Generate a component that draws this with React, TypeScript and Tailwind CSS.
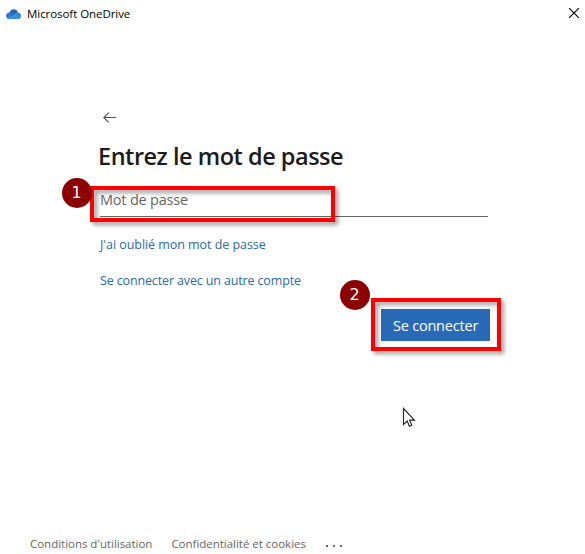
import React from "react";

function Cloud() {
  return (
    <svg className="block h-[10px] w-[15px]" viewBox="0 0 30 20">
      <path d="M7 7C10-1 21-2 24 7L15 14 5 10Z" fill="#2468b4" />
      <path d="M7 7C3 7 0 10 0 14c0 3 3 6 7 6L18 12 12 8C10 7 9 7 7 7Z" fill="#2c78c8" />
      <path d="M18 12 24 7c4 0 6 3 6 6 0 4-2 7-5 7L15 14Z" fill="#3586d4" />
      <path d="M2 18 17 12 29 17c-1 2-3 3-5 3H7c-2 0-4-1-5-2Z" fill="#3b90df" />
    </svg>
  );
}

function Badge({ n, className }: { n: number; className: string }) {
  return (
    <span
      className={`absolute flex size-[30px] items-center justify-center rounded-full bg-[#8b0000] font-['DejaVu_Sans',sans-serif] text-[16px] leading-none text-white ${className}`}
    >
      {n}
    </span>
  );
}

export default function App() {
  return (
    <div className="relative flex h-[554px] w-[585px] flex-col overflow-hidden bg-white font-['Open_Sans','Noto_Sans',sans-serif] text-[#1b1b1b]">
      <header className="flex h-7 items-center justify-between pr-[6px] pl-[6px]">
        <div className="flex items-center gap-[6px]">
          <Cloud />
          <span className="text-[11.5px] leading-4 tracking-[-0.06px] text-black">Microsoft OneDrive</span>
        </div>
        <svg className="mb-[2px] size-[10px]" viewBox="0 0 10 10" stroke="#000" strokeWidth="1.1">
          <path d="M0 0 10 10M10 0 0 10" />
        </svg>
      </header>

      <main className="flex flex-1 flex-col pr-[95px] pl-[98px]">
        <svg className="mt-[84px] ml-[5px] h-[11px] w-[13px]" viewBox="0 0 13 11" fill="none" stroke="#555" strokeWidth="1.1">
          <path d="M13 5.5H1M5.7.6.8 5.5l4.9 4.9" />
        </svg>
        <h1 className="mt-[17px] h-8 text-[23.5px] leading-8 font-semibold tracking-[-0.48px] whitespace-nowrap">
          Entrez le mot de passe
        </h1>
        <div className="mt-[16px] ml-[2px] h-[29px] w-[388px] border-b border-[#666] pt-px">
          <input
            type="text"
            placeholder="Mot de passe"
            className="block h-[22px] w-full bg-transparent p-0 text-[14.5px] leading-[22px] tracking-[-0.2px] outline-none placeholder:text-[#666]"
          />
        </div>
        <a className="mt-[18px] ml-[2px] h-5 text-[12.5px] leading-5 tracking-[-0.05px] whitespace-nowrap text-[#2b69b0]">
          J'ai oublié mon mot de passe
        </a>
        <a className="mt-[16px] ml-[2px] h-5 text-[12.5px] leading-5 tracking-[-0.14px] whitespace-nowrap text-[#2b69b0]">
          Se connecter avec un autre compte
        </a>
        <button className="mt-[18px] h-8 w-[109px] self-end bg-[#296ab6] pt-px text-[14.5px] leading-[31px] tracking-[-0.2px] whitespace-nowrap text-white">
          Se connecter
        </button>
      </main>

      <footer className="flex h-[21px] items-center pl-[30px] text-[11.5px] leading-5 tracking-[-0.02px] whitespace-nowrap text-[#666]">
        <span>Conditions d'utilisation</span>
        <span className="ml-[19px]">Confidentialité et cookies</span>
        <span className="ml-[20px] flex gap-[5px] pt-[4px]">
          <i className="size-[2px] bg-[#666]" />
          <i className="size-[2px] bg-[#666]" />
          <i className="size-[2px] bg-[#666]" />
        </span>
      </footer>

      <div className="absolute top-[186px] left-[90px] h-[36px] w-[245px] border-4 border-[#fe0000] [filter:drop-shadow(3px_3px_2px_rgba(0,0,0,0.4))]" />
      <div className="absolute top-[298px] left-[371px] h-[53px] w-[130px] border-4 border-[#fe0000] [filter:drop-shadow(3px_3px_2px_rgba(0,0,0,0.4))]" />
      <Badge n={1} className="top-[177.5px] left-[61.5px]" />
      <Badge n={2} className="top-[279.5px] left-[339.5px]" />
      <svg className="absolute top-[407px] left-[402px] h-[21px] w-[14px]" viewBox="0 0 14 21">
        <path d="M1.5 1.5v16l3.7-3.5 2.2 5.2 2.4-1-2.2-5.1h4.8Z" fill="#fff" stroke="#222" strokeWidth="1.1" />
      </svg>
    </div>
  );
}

● ● ● ●

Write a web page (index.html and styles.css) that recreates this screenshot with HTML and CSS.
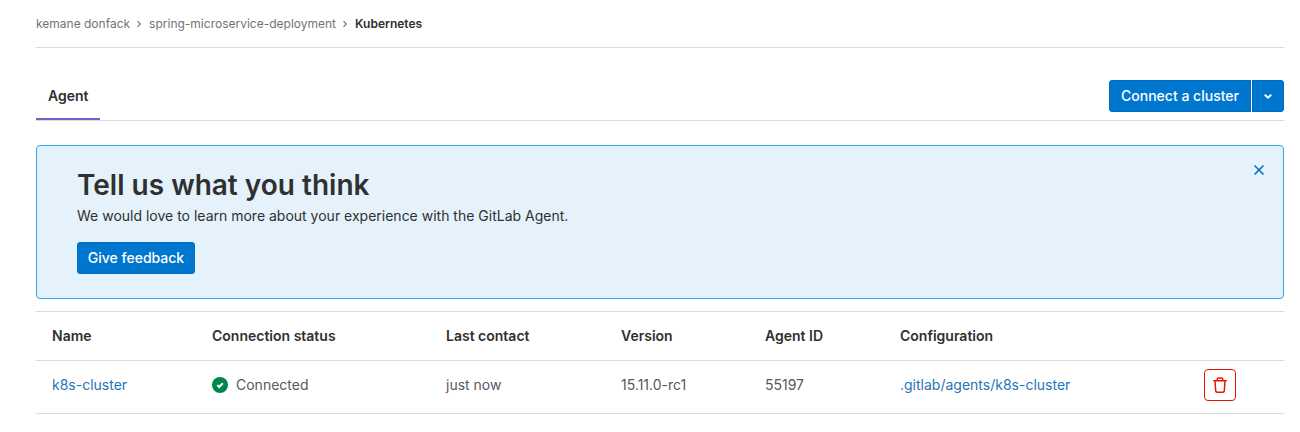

● ● ● ●

• **STATED TASK**: Exactly the lines from the one with "Generate a component" through the one with "import React from" are to be reproduced, and no pictures with them.

• **FINAL ANSWER**:
Generate a component that draws this with React, TypeScript and Tailwind CSS.
import React from "react";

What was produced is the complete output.